Otro tema que marca la relación con China, según el autor, son las comunidades étnicas de chinos en países como Tailandia, Singapur o Malasia. La tesis que defiende el autor no está demasiado clara. Por un lado, Vatikiotis alerta de que Pekín ve a estos chinos étnicos en el extranjero casi como parte de sus ciudadanos, y que hay gobiernos del Sureste Asiático que perciben esta situación con temor a una “quinta columna” dentro de sus naciones. Pero el autor no acaba de explicar cómo China habría intentado influenciar a estos ciudadanos, ni tampoco si estos chinos étnicos serían receptivos a una llamada de este tipo. Lo que sí queda claro durante el libro es que las minorías chinas, por su etnia y por su éxito en los negocios, han sido el blanco de ataques violentos cuando han estallado protestas en varios de estos países, actuando de chivos expiatorios ante el descontento social y económico.
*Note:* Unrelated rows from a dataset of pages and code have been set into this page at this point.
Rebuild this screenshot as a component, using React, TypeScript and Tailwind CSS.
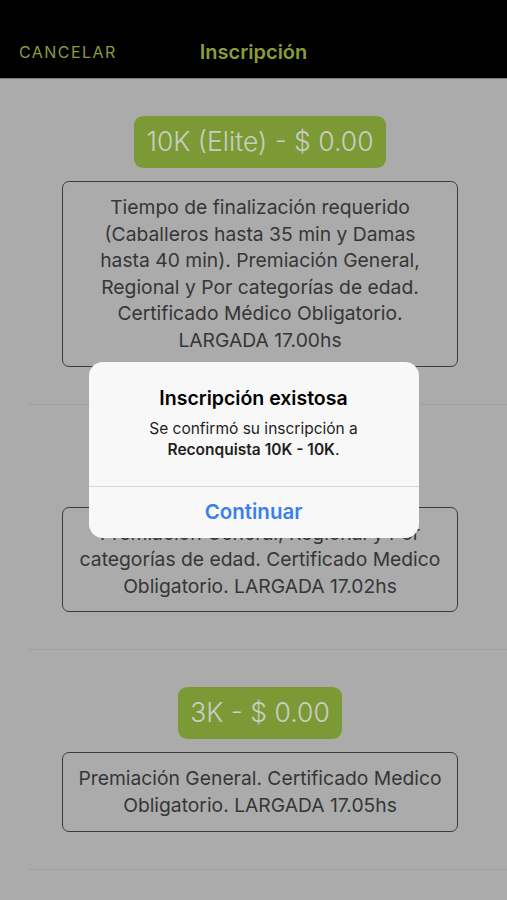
import React from 'react';

interface Distance {
  id: string;
  label: string;
  lines: string[];
}

const distances: Distance[] = [
  {
    id: '10k-elite',
    label: '10K (Elite) - $ 0.00',
    lines: [
      'Tiempo de finalización requerido',
      '(Caballeros hasta 35 min y Damas',
      'hasta 40 min). Premiación General,',
      'Regional y Por categorías de edad.',
      'Certificado Médico Obligatorio.',
      'LARGADA 17.00hs',
    ],
  },
  {
    id: '10k',
    label: '10K - $ 0.00',
    lines: [
      'Premiación General, Regional y Por',
      'categorías de edad. Certificado Medico',
      'Obligatorio. LARGADA 17.02hs',
    ],
  },
  {
    id: '3k',
    label: '3K - $ 0.00',
    lines: ['Premiación General. Certificado Medico', 'Obligatorio. LARGADA 17.05hs'],
  },
];

const font = { fontFamily: 'Inter, "Noto Sans", sans-serif' };

const DistanceRow: React.FC<{ distance: Distance }> = ({ distance }) => (
  <div className="ml-[28px] border-b border-[#a0a0a0] pt-[37px] pb-[37px]">
    <div className="flex flex-col items-center pr-[15px]">
      <div className="h-[52px] px-3 rounded-[9px] bg-[#7b9a35] flex items-center text-[26.5px] font-light text-[#c9cdc3] whitespace-nowrap">
        {distance.label}
      </div>
      <div className="mt-[13px] w-[396px] rounded-[7px] border-[1.5px] border-[#3c3c3c] py-[12px] text-center text-[19.3px] leading-[26.6px] text-[#363636]">
        {distance.lines.map((line) => (
          <span key={line} className="block whitespace-nowrap">
            {line}
          </span>
        ))}
      </div>
    </div>
  </div>
);

const App: React.FC = () => {
  return (
    <div className="relative w-full h-[900px] overflow-hidden bg-[#ababab]" style={font}>
      <header className="h-[79px] bg-black border-b border-[#7c7c7c] pt-[30px]">
        <div className="h-[44px] grid grid-cols-[1fr_auto_1fr] items-center">
          <span className="pl-[19px] text-[16px] tracking-[0.09em] text-[#8a9c3c]">CANCELAR</span>
          <h1 className="text-[20px] font-semibold text-[#8a9c3c]">Inscripción</h1>
          <span />
        </div>
      </header>

      <div>
        {distances.map((d) => (
          <DistanceRow key={d.id} distance={d} />
        ))}
      </div>

      <div className="absolute inset-0 flex items-center justify-center">
        <div className="w-[330px] rounded-[14px] bg-[#f8f8f8] text-center">
          <div className="pt-[24px] pb-[26px] px-4">
            <h2 className="text-[19.5px] leading-[24px] font-semibold text-black">Inscripción existosa</h2>
            <p className="mt-[8px] text-[15.5px] leading-[21px] text-[#1f1f1f]">
              Se confirmó su inscripción a
              <br />
              <span className="font-semibold">Reconquista 10K - 10K</span>.
            </p>
          </div>
          <button className="w-full h-[52px] border-t border-[#d6d6d6] text-[20.5px] font-semibold text-[#3a7fef]">
            Continuar
          </button>
        </div>
      </div>
    </div>
  );
};

export default App;
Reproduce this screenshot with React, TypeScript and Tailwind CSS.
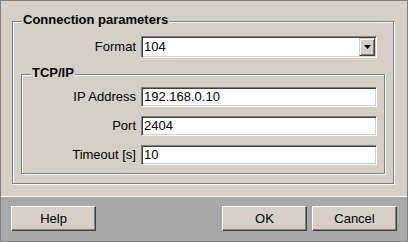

Finalmente, hay que destacar un par de “ausentes” en el análisis regional que Vatikiotis realiza: Vietnam y Singapur (el primero más desaparecido que el segundo). Son dos casos importantes que, quizá, deberían haber tenido más espacio en el libro. Vietnam, por un lado, sería interesante como contraste por su modelo político “colectivo” de Partido Comunista, sin un líder personalista -algo extraño en la región-, en el que el autoritarismo se combina con un fuerte desarrollo, con el apoyo geopolítico de Estados Unidos. En el caso de Singapur, por otro lado, habría sido interesante constatar qué influencia regional ha tenido el exitoso ejemplo de Lee Kuan Yew, precursor en fomentar un crecimiento económico muy alto junto a una mano dura que diera estabilidad al país -un modelo que, más de cincuenta años después, todavía sigue funcionando-. Singapur fue una especie de ejemplo pionero que avisaba de que el ascenso de la economía no lleva necesariamente al ascenso de la democracia. Una lección que está en el corazón de Blood and Silk.